_EXERCISE DIRECTIONS_
Locate each line below that includes "React" and reproduce it.

_RECORDS TO PROCESS_

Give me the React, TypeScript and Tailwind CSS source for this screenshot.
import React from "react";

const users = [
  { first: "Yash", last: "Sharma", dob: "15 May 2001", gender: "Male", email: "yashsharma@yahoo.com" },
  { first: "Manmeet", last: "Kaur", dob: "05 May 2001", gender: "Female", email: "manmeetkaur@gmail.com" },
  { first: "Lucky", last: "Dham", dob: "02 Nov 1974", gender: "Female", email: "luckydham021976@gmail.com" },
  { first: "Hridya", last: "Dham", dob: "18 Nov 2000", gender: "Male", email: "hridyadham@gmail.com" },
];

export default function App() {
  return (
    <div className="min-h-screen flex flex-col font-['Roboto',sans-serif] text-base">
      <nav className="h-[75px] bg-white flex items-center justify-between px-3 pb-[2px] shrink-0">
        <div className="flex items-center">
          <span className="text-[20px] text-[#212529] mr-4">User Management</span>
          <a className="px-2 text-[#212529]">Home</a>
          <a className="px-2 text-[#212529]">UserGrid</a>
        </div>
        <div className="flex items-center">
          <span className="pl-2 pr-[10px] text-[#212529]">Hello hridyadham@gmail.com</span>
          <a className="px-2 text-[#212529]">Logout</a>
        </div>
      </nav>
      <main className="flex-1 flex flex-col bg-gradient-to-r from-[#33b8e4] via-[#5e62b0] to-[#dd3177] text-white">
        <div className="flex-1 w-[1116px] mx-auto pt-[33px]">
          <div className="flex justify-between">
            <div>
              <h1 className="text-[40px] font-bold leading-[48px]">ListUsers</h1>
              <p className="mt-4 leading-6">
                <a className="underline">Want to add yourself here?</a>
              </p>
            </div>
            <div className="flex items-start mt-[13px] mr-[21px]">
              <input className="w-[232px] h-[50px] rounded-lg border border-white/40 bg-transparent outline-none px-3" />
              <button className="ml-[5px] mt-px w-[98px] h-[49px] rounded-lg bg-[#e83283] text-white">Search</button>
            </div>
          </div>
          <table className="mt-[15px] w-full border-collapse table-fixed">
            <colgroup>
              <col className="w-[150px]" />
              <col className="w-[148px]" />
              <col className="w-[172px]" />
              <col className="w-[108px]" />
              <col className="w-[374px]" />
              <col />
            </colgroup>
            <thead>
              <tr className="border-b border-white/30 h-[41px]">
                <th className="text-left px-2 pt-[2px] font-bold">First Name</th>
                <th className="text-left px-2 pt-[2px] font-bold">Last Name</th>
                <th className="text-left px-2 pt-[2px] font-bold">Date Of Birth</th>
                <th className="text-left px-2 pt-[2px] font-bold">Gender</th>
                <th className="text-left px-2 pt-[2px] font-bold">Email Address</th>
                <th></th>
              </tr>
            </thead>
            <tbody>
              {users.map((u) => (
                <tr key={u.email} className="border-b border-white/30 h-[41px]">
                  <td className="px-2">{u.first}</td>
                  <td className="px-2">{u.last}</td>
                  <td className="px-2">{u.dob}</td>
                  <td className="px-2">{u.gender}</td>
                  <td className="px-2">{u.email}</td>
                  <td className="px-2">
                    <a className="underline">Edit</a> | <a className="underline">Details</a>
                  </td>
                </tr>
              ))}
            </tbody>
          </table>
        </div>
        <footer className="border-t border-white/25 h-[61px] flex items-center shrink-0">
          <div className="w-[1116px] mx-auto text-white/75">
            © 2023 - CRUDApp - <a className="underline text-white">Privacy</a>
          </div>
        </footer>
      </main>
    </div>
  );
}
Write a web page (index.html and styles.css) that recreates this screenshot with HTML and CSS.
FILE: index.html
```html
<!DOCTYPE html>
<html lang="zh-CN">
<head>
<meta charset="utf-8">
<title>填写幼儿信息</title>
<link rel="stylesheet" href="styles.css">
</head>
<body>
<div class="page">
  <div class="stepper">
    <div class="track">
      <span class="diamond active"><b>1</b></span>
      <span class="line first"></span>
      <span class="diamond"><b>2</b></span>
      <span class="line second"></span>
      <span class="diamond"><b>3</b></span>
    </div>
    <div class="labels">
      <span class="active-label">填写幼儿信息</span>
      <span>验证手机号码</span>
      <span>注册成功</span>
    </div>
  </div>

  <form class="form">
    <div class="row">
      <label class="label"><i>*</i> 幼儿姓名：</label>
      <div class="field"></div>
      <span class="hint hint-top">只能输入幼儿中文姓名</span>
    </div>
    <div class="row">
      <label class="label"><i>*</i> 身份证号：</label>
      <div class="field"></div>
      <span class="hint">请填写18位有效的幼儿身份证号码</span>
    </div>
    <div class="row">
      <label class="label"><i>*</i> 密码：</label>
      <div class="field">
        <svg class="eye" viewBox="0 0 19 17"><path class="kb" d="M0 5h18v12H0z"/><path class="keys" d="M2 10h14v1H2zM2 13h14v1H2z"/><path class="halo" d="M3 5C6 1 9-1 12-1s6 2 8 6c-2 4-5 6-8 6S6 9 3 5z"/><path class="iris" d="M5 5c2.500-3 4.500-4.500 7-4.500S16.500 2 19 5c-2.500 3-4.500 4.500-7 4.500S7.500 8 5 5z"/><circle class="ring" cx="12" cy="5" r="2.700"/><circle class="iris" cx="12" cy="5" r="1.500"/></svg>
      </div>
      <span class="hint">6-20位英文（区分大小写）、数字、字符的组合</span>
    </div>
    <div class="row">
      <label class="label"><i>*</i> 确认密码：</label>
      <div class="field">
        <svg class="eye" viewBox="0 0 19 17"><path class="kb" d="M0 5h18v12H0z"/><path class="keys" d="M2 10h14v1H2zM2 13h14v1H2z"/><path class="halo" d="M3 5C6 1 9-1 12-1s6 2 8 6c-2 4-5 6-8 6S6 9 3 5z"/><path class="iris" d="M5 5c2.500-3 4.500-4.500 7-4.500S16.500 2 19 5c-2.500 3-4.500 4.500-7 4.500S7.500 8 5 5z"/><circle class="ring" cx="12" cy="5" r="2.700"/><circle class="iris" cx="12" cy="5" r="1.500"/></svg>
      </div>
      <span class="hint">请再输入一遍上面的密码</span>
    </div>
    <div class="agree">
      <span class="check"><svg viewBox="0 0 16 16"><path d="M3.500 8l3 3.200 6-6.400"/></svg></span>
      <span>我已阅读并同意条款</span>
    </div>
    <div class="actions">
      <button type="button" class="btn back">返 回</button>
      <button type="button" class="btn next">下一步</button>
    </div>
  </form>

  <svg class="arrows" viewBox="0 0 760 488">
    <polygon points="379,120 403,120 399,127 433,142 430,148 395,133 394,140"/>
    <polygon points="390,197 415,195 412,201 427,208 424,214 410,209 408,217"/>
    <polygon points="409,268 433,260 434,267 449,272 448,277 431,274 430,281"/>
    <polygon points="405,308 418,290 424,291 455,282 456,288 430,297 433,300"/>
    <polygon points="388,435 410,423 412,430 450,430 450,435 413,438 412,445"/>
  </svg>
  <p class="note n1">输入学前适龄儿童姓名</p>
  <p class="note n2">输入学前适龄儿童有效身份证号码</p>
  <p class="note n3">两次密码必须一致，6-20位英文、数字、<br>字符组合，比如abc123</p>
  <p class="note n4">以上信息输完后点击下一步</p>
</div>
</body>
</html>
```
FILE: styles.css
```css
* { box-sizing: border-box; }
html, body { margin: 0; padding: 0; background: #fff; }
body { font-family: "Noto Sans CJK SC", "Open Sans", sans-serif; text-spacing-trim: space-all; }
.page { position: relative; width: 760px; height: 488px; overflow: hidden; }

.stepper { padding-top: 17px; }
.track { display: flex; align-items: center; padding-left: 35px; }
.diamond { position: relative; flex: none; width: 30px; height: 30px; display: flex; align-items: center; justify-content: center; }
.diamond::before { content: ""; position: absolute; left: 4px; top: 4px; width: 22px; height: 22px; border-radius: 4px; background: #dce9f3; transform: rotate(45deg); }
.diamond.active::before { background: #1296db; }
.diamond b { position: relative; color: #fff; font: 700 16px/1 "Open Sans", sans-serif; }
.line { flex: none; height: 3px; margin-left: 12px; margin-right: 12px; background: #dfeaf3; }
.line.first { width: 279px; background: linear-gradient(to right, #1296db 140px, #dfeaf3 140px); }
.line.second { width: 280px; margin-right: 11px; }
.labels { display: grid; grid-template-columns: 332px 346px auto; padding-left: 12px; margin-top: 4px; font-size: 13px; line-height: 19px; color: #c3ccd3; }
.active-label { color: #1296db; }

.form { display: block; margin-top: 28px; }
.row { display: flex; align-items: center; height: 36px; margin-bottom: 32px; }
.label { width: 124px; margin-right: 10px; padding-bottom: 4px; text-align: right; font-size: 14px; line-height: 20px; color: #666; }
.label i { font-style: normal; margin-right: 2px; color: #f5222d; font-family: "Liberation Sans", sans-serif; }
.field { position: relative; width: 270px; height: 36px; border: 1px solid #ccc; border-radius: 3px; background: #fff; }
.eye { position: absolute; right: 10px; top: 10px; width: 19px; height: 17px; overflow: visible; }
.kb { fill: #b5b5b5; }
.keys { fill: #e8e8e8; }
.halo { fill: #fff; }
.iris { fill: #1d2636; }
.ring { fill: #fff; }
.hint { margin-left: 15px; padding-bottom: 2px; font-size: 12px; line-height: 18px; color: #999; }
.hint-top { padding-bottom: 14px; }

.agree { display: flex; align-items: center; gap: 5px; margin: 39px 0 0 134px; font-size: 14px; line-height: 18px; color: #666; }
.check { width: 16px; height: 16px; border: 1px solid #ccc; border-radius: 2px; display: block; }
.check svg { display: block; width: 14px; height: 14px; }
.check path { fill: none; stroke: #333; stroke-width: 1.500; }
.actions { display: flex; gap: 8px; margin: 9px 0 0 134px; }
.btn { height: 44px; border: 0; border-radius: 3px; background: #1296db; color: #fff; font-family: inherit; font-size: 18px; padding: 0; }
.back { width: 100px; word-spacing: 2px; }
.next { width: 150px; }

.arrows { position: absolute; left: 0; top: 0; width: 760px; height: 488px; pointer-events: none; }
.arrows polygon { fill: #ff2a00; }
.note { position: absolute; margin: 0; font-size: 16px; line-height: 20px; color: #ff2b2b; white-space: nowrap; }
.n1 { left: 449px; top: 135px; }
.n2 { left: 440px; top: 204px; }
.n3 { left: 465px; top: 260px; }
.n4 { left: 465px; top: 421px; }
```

_TASK ANSWER_
Give me the React, TypeScript and Tailwind CSS source for this screenshot.
import React from "react";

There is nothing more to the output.